Today, the Royal family ’s website still listed them as sixth and seventh in the line of succession, referring to them as Master Archie Mountbatten-Windsor and Miss Lilibet Mountbatten-Windsor. It was an issue said to have particularly irked the Sussexes.
The source added: “It's no secret among their friends Harry and Megah was frustrated that Buckingham Palace failed to immediately recognise Archie and Lilibet’s elevated status on its website.“
It was compounded further when the Prince and Princess of Wales’s titles, and those of their children, were swiftly changed following the Queen’s death in September.”

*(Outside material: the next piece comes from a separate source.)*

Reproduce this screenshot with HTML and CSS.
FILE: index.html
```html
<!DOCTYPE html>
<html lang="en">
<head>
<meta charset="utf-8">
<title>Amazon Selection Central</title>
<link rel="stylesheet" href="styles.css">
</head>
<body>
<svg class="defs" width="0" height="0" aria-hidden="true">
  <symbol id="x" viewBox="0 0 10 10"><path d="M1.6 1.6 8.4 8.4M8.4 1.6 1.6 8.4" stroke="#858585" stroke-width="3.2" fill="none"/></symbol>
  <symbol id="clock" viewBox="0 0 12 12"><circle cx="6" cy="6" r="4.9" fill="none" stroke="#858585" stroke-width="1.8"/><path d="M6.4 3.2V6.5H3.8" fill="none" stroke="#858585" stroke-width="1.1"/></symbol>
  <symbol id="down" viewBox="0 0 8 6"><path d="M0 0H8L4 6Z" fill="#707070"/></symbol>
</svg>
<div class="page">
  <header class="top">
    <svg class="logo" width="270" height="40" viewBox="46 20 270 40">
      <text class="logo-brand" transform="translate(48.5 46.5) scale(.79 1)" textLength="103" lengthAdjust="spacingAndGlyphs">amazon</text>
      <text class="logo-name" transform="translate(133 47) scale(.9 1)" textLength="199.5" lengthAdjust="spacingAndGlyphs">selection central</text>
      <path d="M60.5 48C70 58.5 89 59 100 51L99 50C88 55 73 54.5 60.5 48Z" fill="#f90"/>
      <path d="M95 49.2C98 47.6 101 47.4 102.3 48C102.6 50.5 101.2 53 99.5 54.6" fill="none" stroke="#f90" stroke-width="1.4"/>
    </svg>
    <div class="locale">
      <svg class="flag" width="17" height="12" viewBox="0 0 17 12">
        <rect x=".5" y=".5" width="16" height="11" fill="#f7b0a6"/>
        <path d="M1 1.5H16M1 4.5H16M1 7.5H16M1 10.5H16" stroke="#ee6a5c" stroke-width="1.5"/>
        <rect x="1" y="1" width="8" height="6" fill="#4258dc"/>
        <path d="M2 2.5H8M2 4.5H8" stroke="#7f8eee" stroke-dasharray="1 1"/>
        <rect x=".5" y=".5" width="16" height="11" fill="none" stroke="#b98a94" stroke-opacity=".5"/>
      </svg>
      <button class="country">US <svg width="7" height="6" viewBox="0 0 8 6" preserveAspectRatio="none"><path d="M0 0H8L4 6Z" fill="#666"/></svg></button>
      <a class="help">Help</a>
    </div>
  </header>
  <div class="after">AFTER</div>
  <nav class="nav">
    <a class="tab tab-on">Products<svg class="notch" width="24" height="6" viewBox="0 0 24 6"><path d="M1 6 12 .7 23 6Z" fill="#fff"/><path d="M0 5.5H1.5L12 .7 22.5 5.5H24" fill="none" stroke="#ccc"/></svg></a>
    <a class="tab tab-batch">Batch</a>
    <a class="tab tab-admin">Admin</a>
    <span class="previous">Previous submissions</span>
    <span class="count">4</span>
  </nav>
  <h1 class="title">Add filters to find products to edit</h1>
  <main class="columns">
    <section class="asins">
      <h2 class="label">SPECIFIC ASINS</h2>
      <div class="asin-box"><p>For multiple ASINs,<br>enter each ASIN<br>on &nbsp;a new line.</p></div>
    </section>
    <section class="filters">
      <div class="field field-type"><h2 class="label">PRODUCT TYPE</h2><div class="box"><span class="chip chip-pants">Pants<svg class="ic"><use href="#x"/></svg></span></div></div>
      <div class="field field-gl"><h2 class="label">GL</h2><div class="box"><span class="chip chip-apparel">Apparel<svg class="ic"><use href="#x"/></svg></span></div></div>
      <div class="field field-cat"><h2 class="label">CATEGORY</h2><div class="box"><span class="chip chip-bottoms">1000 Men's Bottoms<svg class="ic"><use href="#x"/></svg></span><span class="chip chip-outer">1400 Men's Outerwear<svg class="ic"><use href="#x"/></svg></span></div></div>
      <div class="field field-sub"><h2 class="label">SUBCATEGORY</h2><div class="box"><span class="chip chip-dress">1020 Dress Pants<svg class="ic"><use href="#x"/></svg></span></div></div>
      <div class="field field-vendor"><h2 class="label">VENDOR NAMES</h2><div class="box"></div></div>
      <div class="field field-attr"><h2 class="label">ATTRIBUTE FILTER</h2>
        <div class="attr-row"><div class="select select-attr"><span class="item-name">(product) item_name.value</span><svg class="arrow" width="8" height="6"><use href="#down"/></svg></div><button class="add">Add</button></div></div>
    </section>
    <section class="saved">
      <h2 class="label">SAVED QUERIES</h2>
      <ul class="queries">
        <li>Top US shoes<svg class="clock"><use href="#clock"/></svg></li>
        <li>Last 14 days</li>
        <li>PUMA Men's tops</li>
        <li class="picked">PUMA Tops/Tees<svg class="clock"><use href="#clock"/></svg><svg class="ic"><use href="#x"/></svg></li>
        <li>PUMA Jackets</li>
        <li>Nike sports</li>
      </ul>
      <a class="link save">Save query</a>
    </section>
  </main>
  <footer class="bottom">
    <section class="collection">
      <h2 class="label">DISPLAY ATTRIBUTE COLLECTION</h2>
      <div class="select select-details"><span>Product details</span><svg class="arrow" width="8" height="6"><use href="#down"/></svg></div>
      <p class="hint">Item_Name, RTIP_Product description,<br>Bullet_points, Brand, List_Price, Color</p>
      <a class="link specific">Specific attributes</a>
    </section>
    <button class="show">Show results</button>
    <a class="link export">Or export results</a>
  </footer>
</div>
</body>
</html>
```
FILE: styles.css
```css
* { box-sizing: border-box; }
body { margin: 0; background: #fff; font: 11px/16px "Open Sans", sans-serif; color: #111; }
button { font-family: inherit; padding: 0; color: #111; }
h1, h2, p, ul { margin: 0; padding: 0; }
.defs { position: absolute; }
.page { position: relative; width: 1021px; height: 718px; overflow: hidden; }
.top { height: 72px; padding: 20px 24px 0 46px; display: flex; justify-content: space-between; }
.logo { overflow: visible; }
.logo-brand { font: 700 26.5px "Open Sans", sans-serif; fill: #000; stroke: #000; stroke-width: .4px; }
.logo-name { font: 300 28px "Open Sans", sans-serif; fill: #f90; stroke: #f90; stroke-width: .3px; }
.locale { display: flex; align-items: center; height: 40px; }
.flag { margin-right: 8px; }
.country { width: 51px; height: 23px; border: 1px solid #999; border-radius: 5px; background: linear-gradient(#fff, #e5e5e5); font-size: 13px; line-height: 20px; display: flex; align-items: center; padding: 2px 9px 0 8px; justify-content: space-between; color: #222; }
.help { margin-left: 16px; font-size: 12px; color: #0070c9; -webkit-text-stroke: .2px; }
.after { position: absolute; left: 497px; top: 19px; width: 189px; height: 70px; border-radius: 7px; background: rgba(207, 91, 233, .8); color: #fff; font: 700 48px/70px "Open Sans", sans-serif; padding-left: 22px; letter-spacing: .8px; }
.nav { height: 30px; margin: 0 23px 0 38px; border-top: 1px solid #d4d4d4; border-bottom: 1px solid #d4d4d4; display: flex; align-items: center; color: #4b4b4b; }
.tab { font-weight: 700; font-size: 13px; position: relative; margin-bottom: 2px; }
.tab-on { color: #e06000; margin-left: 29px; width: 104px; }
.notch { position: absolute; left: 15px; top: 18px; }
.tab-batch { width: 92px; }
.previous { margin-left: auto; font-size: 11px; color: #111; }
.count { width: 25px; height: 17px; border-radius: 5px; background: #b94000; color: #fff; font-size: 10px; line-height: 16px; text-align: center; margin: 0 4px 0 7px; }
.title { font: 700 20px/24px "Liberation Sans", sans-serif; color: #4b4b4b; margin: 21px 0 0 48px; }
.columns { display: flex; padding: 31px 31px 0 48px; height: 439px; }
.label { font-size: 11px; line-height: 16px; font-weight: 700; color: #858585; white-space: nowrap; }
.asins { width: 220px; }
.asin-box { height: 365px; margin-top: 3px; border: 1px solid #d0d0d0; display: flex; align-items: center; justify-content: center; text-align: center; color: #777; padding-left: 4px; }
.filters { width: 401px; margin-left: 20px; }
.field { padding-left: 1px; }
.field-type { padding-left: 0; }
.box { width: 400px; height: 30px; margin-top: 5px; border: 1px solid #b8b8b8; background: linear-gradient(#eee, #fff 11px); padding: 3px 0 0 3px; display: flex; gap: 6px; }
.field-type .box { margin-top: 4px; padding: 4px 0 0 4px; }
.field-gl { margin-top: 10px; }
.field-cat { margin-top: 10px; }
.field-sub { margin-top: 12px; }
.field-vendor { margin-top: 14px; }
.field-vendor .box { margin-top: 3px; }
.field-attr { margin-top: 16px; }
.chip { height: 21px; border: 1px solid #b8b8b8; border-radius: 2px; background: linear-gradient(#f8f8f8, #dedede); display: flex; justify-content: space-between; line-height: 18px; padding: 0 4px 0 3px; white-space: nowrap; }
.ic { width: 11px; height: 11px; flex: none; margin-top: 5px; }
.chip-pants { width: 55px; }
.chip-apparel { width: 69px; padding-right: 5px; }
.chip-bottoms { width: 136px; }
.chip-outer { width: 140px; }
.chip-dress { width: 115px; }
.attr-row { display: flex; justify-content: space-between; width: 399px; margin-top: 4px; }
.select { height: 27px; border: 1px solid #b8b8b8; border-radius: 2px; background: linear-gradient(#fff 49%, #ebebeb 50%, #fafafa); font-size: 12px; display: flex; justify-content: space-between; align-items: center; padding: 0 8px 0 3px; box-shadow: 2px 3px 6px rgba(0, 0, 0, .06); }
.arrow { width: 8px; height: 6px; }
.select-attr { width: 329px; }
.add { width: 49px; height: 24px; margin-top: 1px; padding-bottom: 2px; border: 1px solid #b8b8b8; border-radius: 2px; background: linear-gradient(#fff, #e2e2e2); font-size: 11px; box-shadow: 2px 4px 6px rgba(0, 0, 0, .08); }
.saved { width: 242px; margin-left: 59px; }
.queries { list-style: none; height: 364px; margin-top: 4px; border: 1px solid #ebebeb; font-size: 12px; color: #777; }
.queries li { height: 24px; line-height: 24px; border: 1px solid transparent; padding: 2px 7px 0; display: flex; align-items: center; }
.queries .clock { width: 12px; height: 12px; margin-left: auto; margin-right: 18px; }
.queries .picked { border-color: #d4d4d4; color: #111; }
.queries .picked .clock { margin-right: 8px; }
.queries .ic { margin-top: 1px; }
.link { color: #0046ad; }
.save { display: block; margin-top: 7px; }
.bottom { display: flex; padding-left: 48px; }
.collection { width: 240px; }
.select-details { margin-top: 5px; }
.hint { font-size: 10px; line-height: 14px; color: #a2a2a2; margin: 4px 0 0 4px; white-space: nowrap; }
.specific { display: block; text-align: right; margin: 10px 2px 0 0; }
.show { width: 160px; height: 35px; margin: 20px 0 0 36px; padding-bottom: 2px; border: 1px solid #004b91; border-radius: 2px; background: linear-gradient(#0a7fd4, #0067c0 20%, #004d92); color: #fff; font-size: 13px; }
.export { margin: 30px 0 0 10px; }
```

As children of His Majesty’s son, Archie and Lilibet are automatically Prince and Princess and would otherwise be entitled to be styled His Royal Highness and Her Royal Highness.
But they are unable to use their HRH titles as they would take them from their father, whose own HRH title was dropped by the Queen in January 2020.
Despite Meghan’s claims during her Winfrey interview, her children could not become Prince or Princess until their grandfather became monarch.
When Archie was born seventh in line to the throne in May 2019, he was too far down the line of succession.
Although he was a great-grandchild of the monarch, he was not a first-born son of a future king, so was not automatically a prince.
It was only following the death of Queen Elizabeth last September that Archie, three, and Lilibet, 21 months, were afforded the titles under rules set out by King George V in 1917.
A royal source tonight confirmed Charles has been notified of Harry and Meghan’s intention to use the titles for their children, adding: “The appropriate conversations took place ahead of Lilibet’s christening.”
It is in stark contrast to Prince Edward and Sophie, Countess of Wessex’s children Viscount James and Lady Louise.
They would also be entitled for similar titles, as grandchildren of the sovereign to use the titles, but their parents decided they did not wish them to be known as Prince and Princess.
The Buckingham Palace website is to be updated accordingly in due course to reflect Archie and Lilibet’s title.
Sources suggested that the delay was simply because they had been waiting to hear what the Sussexes had wanted to do.
A spokesperson said: “As the duke and duchess have now confirmed this, the website will now be updated in due course.”
An insider told how around 25 people guests attended Friday’s ceremony.
The duke, 38, and duchess, 41, were joined by Archie, Meghan’s mum Doria Ragland, Lili’s godfather Tyler Perry, an unnamed godmother and between 20 and 30 close friends.
It is unknown if Meghan’s estranged father, Thomas Markle, 78, was invited, although sources told the Mirror he was not.
After the ceremony, guests were said to have enjoyed an afternoon of food and dancing at the couple’s £11.2 million home.
The couple’s statement confirming Lilibet’s christening referred to Reverend Taylor as the Archbishop of Los Angeles - but he is actually the Bishop of Los Angeles in the Episcopal Church in the US, which is part of the global Anglican Communion.
The Archbishop of Los Angeles is the Most Reverend José H. Gomez, who leads the US’s most prominent Catholic community.
Taylor is a former newspaper reporter who was chief of staff for former US president Richard Nixon. He was a reporter and editor for the twice-weekly Chula Vista Star News in the 1970s.
Nixon, who died in 1994, was the 37th president of the US and the only one to resign from office, following the Watergate scandal.
A profile in the Los Angeles Times described Bishop Taylor as one of Nixon’s closest confidants in later years and as co-executor of his estate. He was also director of the Nixon library.
Nixon - a republican - used to call Bishop Taylor “our House liberal”.
He was the former president’s researcher and editorial assistant, before becoming his chief of staff between 1984 and 1990 before being ordained as a priest in 2004.
Nixon resigned in 1974 after he was implicated in the Watergate scandal following a cover-up when five men connected with his election campaign team were arrested after a break-in at at the offices of the Democratic Party’s national headquarters.
Bishop Taylor was elected as the seventh bishop of Los Angeles to the Episcopal Diocese of Los Angeles in December 2016 and took office in December 2017.
He is a father of four and a grandfather of two.
The diocese’s website says he has “devoted himself to promoting reconciliation, transparency”.
It adds: “In those called to leadership in the church, whether lay or ordained, he encourages the exercise of empathy and curiosity as tools of evangelism, to enrich relationships and build new ones across the barriers of difference and prejudice according to race, language, geography, orientation, identification, age, and socioeconomics.”